_What to do:_ Identify each line in the records below that contains the word "with", and copy it.

_Supplied entries:_
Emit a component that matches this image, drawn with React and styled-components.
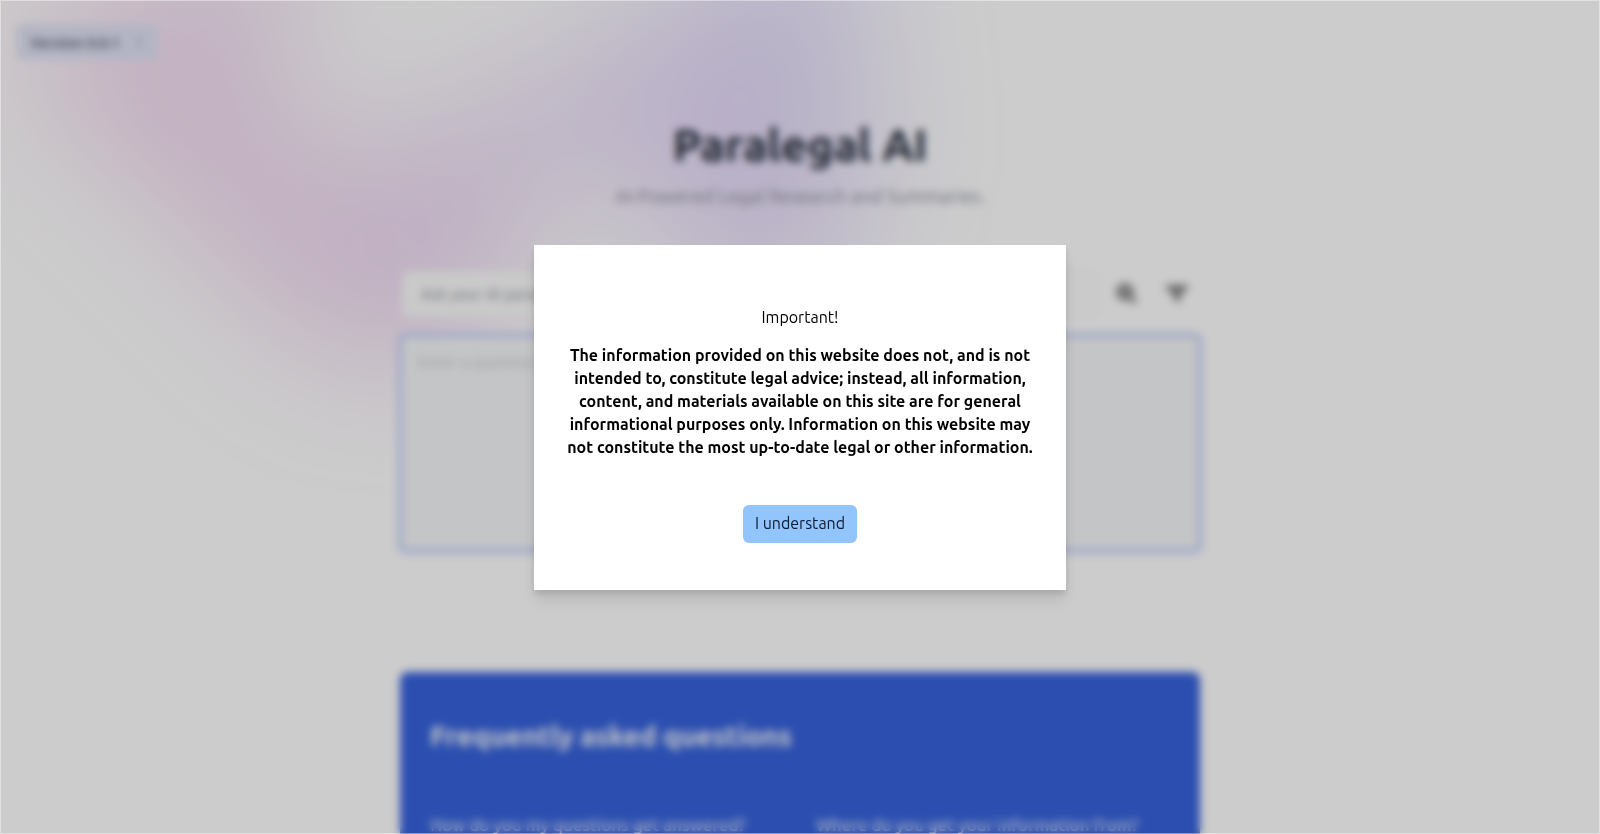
import React from "react";
import styled, { createGlobalStyle } from "styled-components";

const GlobalStyle = createGlobalStyle`
  *, *::before, *::after { box-sizing: border-box; }
  body {
    margin: 0;
    background: #fff;
    color: #000;
    font-family: Ubuntu, Lato, sans-serif;
    font-size: 16px;
    line-height: 23px;
  }
  h1, h2, h3, p { margin: 0; }
  button, input, textarea { font: inherit; }
`;

const Page = styled.div`
  position: relative;
  height: 100vh;
  overflow: hidden;
  isolation: isolate;
`;

const Glow = styled.div`
  position: absolute;
  inset: -320px 0 auto;
  z-index: -1;
  overflow: hidden;
  filter: blur(64px);
`;

const GlowShape = styled.div`
  position: relative;
  left: calc(50% - 480px);
  width: 1155px;
  aspect-ratio: 1155 / 678;
  transform: translateX(-50%) rotate(30deg);
  background: linear-gradient(to top right, #ff80b5, #9089fc);
  opacity: 0.3;
  clip-path: polygon(
    74.1% 44.1%, 100% 61.6%, 97.5% 26.9%, 85.5% 0.1%, 80.7% 2%, 72.5% 32.5%,
    60.2% 62.4%, 52.4% 68.1%, 47.5% 58.3%, 45.2% 34.5%, 27.5% 76.7%,
    0.1% 64.9%, 17.9% 100%, 27.6% 76.8%, 76.1% 97.7%, 74.1% 44.1%
  );
`;

const TopBar = styled.header`
  display: flex;
  padding: 24px 16px;
`;

const VersionLink = styled.a`
  display: flex;
  align-items: center;
  gap: 14px;
  height: 36px;
  padding: 0 14px;
  border-radius: 6px;
  background: #e1e3f5;
  color: #62647c;
  font-size: 15px;
  font-weight: 700;
  text-decoration: none;
`;

const Column = styled.main`
  width: 800px;
  max-width: 100%;
  margin: 0 auto;
  padding-top: 31px;
`;

const Hero = styled.div`
  display: flex;
  flex-direction: column;
  align-items: center;
  gap: 7px;
  text-align: center;
`;

const Title = styled.h1`
  color: #1f2937;
  font-size: 45px;
  line-height: 60px;
  font-weight: 700;
`;

const Tagline = styled.p`
  color: #858a96;
  font-size: 19px;
  line-height: 28px;
`;

const SearchForm = styled.form`
  display: flex;
  flex-direction: column;
  gap: 20px;
  padding: 61px 2px 0;
`;

const SearchRow = styled.div`
  display: flex;
  align-items: center;
  gap: 8px;
`;

const QueryInput = styled.input`
  flex: 1;
  min-width: 0;
  height: 46px;
  padding: 0 18px;
  border: 1px solid #f0f1f3;
  border-radius: 6px;
  background: #fdfdfd;
  color: #374151;
  &::placeholder { color: #8c919b; opacity: 1; }
`;

const IconButton = styled.button`
  display: flex;
  align-items: center;
  justify-content: center;
  width: 42px;
  height: 42px;
  padding: 0;
  border: 0;
  background: none;
  color: #858585;
`;

const Answer = styled.textarea`
  display: block;
  width: 100%;
  height: 212px;
  padding: 14px 16px;
  border: 0;
  border-radius: 4px;
  background: #f6f7f9;
  box-shadow: 0 0 0 4px #bccafa;
  outline: none;
  resize: none;
  &::placeholder { color: #c4c7cd; opacity: 1; }
`;

const Faq = styled.section`
  margin-top: 123px;
  padding: 44px 30px;
  border-radius: 8px;
  background: #3662dc;
  color: #fff;
`;

const FaqTitle = styled.h2`
  padding-bottom: 28px;
  border-bottom: 1px solid #3a64da;
  font-size: 28px;
  line-height: 40px;
  font-weight: 700;
`;

const FaqGrid = styled.div`
  display: grid;
  grid-template-columns: 1fr 1fr;
  gap: 32px;
  padding-top: 30px;
`;

const Question = styled.h3`
  color: #e4eafb;
  font-size: 17px;
  line-height: 20px;
  font-weight: 500;
  white-space: nowrap;
`;

const Backdrop = styled.div`
  position: fixed;
  inset: 0;
  display: flex;
  align-items: center;
  justify-content: center;
  border: 1px solid rgba(255, 255, 255, 0.4);
  background: rgba(0, 0, 0, 0.2);
  backdrop-filter: blur(4px);
`;

const Dialog = styled.div`
  display: flex;
  flex-direction: column;
  align-items: center;
  gap: 15px;
  width: 532px;
  max-width: 100%;
  padding: 61px 32px 47px;
  background: #fff;
  box-shadow: 0 10px 15px rgba(0, 0, 0, 0.1), 0 4px 6px rgba(0, 0, 0, 0.1);
  text-align: center;
`;

const Notice = styled.p`
  font-weight: 700;
`;

const ConfirmButton = styled.button`
  height: 38px;
  margin-top: 31px;
  padding: 0 12px;
  border: 0;
  border-radius: 6px;
  background: #93c5fd;
  color: #0b1a33;
`;

const NOTICE_LINES = [
  "The information provided on this website does not, and is not",
  "intended to, constitute legal advice; instead, all information,",
  "content, and materials available on this site are for general",
  "informational purposes only. Information on this website may",
  "not constitute the most up-to-date legal or other information.",
];

const QUESTIONS = [
  "How do you my questions get answered?",
  "Where do you get your information from?",
];

export default function App() {
  return (
    <>
      <GlobalStyle />
      <Page>
        <Glow aria-hidden="true">
          <GlowShape />
        </Glow>
        <TopBar>
          <VersionLink href="#version">
            Version 0.0.1
            <svg width="10" height="12" viewBox="0 0 10 12" fill="none" stroke="#a9adb8" strokeWidth="2">
              <path d="M3 2l4 4-4 4" />
            </svg>
          </VersionLink>
        </TopBar>
        <Column>
          <Hero>
            <Title>Paralegal AI</Title>
            <Tagline>AI-Powered Legal Research and Summaries.</Tagline>
          </Hero>
          <SearchForm>
            <SearchRow>
              <QueryInput aria-label="Question" placeholder="Ask your AI paralegal" />
              <IconButton type="button" aria-label="Search">
                <svg width="24" height="24" viewBox="0 0 24 24" fill="none" stroke="currentColor" strokeWidth="4">
                  <circle cx="10" cy="10" r="7" fill="#a5a5a5" />
                  <path d="M15 15l6 6" />
                </svg>
              </IconButton>
              <IconButton type="button" aria-label="Filter">
                <svg width="24" height="24" viewBox="0 0 24 24" fill="currentColor">
                  <path d="M1 3h22v3l-8 8v7l-6-3v-4L1 6z" />
                </svg>
              </IconButton>
            </SearchRow>
            <Answer aria-label="Answer" placeholder="Enter a question" />
          </SearchForm>
          <Faq>
            <FaqTitle>Frequently asked questions</FaqTitle>
            <FaqGrid>
              {QUESTIONS.map((q) => (
                <Question key={q}>{q}</Question>
              ))}
            </FaqGrid>
          </Faq>
        </Column>
      </Page>
      <Backdrop>
        <Dialog role="dialog" aria-modal="true" aria-labelledby="notice-title">
          <p id="notice-title">Important!</p>
          <Notice>
            {NOTICE_LINES.map((line, i) => (
              <React.Fragment key={line}>
                {i > 0 && <br />}
                {line}
              </React.Fragment>
            ))}
          </Notice>
          <ConfirmButton type="button">I understand</ConfirmButton>
        </Dialog>
      </Backdrop>
    </>
  );
}
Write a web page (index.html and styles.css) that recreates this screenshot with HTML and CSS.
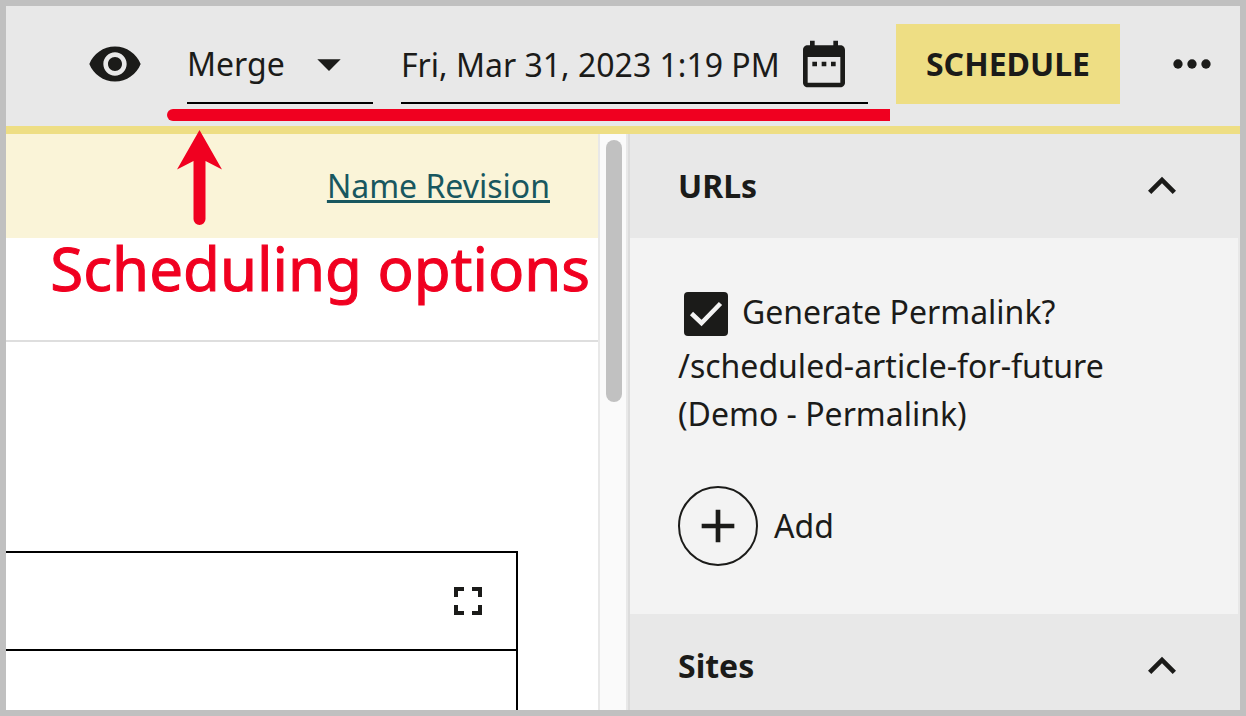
FILE: index.html
```html
<!DOCTYPE html>
<html lang="en">
<head>
<meta charset="utf-8">
<title>Schedule revision</title>
<link rel="stylesheet" href="styles.css">
</head>
<body>
<div class="frame">
  <header class="toolbar">
    <button class="icon-button" type="button" aria-label="Preview">
      <svg class="icon" viewBox="0 0 24 24"><path d="M12 4.5C7 4.5 2.73 7.61 1 12c1.730 4.390 6 7.500 11 7.500s9.270-3.110 11-7.500c-1.730-4.390-6-7.500-11-7.500zM12 17c-2.760 0-5-2.240-5-5s2.240-5 5-5 5 2.240 5 5-2.240 5-5 5zm0-8c-1.660 0-3 1.340-3 3s1.340 3 3 3 3-1.340 3-3-1.340-3-3-3z"/></svg>
    </button>
    <div class="field field-action">
      <select class="control" aria-label="Action"><option>Merge</option></select>
      <svg class="icon field-arrow" viewBox="0 0 24 24"><path d="M7 10l5 5 5-5z"/></svg>
    </div>
    <div class="field field-date">
      <input class="control" type="text" aria-label="Scheduled date" value="Fri, Mar 31, 2023 1:19 PM">
      <button class="picker" type="button" aria-label="Choose date">
        <svg class="icon" viewBox="0 0 24 24"><path d="M9 11H7v2h2v-2zm4 0h-2v2h2v-2zm4 0h-2v2h2v-2zm2-7h-1V2h-2v2H8V2H6v2H5c-1.110 0-1.990.9-1.990 2L3 20c0 1.100.890 2 2 2h14c1.100 0 2-.9 2-2V6c0-1.100-.9-2-2-2zm0 16H5V9h14v11z"/></svg>
      </button>
    </div>
    <button class="schedule" type="button">SCHEDULE</button>
    <button class="icon-button" type="button" aria-label="More">
      <svg class="icon" viewBox="0 0 24 24"><circle cx="6" cy="12" r="2"/><circle cx="12" cy="12" r="2"/><circle cx="18" cy="12" r="2"/></svg>
    </button>
  </header>

  <div class="workspace">
    <main class="editor">
      <div class="banner"><a class="revision-link" href="#">Name Revision</a></div>
      <div class="title-row"></div>
      <div class="rich-text">
        <div class="rich-toolbar">
          <button class="expand" type="button" aria-label="Full screen">
            <svg class="icon-small" viewBox="0 0 24 24"><path d="M7 14H5v5h5v-2H7v-3zm-2-4h2V7h3V5H5v5zm12 7h-3v2h5v-5h-2v3zM14 5v2h3v3h2V5h-5z"/></svg>
          </button>
        </div>
      </div>
    </main>
    <div class="scroll-track"><div class="scroll-thumb"></div></div>
    <aside class="sidebar">
      <h2 class="section-head">URLs
        <button class="toggle" type="button" aria-label="Collapse URLs">
          <svg class="icon" viewBox="0 0 24 24"><path d="M12 8l-6 6 1.410 1.410L12 10.830l4.590 4.580L18 14z"/></svg>
        </button>
      </h2>
      <div class="section-body">
        <label class="permalink">
          <span class="tick">
            <input class="tick-box" type="checkbox" checked>
            <svg class="tick-mark" viewBox="0 0 44 44"><path d="M7.500 21.500L17.500 31L36.500 11.500"/></svg>
          </span>
          Generate Permalink?
        </label>
        <p class="path">/scheduled-article-for-future<br>(Demo - Permalink)</p>
        <button class="add" type="button">
          <span class="add-circle"><svg class="icon" viewBox="0 0 24 24"><path d="M19 13h-6v6h-2v-6H5v-2h6V5h2v6h6v2z"/></svg></span>
          Add
        </button>
      </div>
      <h2 class="section-head">Sites
        <button class="toggle" type="button" aria-label="Collapse Sites">
          <svg class="icon" viewBox="0 0 24 24"><path d="M12 8l-6 6 1.410 1.410L12 10.830l4.590 4.580L18 14z"/></svg>
        </button>
      </h2>
    </aside>
  </div>

  <div class="note">
    <div class="note-line"></div>
    <svg class="note-arrow" viewBox="0 0 46 96"><path d="M23.500 0L46 39.500L29.500 31V89a6 6 0 0 1-12 0V31L1 39.500z"/></svg>
  </div>
  <div class="note-text">Scheduling options</div>
</div>
</body>
</html>
```

FILE: styles.css
```css
* {
  box-sizing: border-box;
}

body {
  margin: 0;
  color: #1b1b19;
  font: 32px/48px "Noto Sans", sans-serif;
}

button,
input,
select {
  margin: 0;
  padding: 0;
  border: 0;
  border-radius: 0;
  background: none;
  color: inherit;
  font: inherit;
}

svg {
  display: block;
  fill: currentColor;
}

.frame {
  position: relative;
  display: flex;
  flex-direction: column;
  height: 100vh;
  border: 6px solid #c0c0c0;
  background: #fff;
  overflow: hidden;
}

.icon {
  width: 56px;
  height: 56px;
  flex: none;
}

.icon-small {
  width: 48px;
  height: 48px;
}

/* Toolbar */
.toolbar {
  display: flex;
  flex: none;
  justify-content: flex-end;
  align-items: center;
  gap: 28px;
  height: 128px;
  padding: 0 4px 4px 0;
  border-bottom: 8px solid #eede84;
  background: #e8e8e8;
}

.icon-button {
  display: flex;
  justify-content: center;
  align-items: center;
  width: 88px;
  height: 80px;
}

.field {
  display: flex;
  align-items: center;
  height: 80px;
  padding: 2px 16px 0 0;
  border-bottom: 2px solid #000;
}

.field-action {
  display: grid;
  width: 186px;
  padding-right: 0;
}

.field-action > * {
  grid-area: 1 / 1;
}

.field-arrow {
  justify-self: end;
  margin-right: 16px;
  pointer-events: none;
}

.field-date {
  width: 467px;
}

.control {
  flex: 1;
  min-width: 0;
  width: 100%;
  height: 76px;
  appearance: none;
}

.schedule {
  width: 224px;
  height: 80px;
  background: #eede84;
  font-weight: 700;
}

/* Workspace */
.workspace {
  display: flex;
  flex: 1;
  min-height: 0;
}

.editor {
  display: flex;
  flex: 1;
  flex-direction: column;
  min-width: 0;
}

.banner {
  display: flex;
  flex: none;
  justify-content: flex-end;
  padding: 28px 48px;
  background: #faf4d8;
}

.revision-link {
  color: #18575f;
  text-decoration-thickness: 3px;
  text-underline-offset: 2px;
}

.title-row {
  flex: none;
  height: 104px;
  border-bottom: 2px solid #dedede;
}

.rich-text {
  flex: 1;
  margin: 209px 80px 0 0;
  border: solid #000;
  border-width: 2px 2px 0 0;
}

.rich-toolbar {
  display: flex;
  justify-content: flex-end;
  padding: 24px;
  border-bottom: 2px solid #000;
}

.scroll-track {
  flex: none;
  width: 30px;
  padding: 6px;
  border: solid #e8e8e8;
  border-width: 0 2px;
  background: #fafafa;
}

.scroll-thumb {
  width: 16px;
  height: 262px;
  border-radius: 8px;
  background: #c1c1c1;
}

/* Sidebar */
.sidebar {
  flex: none;
  width: 612px;
  border: solid #e8e8e8;
  border-width: 0 2px;
  border-left-color: #dcdcdc;
  background: #f3f3f3;
}

.section-head {
  display: flex;
  justify-content: space-between;
  align-items: center;
  height: 104px;
  margin: 0;
  padding: 0 48px;
  background: #e8e8e8;
  font-size: 32px;
  font-weight: 700;
}

.section-body {
  padding: 48px;
}

.permalink {
  display: flex;
  align-items: center;
  gap: 14px;
  height: 56px;
  padding: 0 0 4px 6px;
}

.tick {
  display: grid;
  width: 44px;
  height: 44px;
  margin-top: 4px;
}

.tick > * {
  grid-area: 1 / 1;
}

.tick-box {
  width: 44px;
  height: 44px;
  border-radius: 4px;
  background: #1b1b19;
  appearance: none;
}

.tick-mark {
  width: 44px;
  height: 44px;
  fill: none;
  stroke: #f3f3f3;
  stroke-width: 4.5;
  pointer-events: none;
}

.path {
  margin: 0 0 48px;
}

.add {
  display: flex;
  align-items: center;
  gap: 16px;
}

.add-circle {
  display: grid;
  place-items: center;
  width: 80px;
  height: 80px;
  border: 2px solid #1b1b19;
  border-radius: 50%;
}

/* Callout drawn over the interface */
.note {
  position: absolute;
  top: 103px;
  right: 350px;
  width: 723px;
  color: #f00020;
  pointer-events: none;
}

.note-line {
  height: 12px;
  border-radius: 6px 0 0 6px;
  background: #f00020;
}

.note-arrow {
  width: 46px;
  height: 96px;
  margin: 9px 0 0 9px;
}

.note-text {
  position: absolute;
  top: 218px;
  right: 650px;
  color: #f00020;
  font-size: 60px;
  line-height: 88px;
  white-space: nowrap;
  -webkit-text-stroke: 1px #f00020;
}
```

_Expected output:_
Emit a component that matches this image, drawn with React and styled-components.
Write a web page (index.html and styles.css) that recreates this screenshot with HTML and CSS.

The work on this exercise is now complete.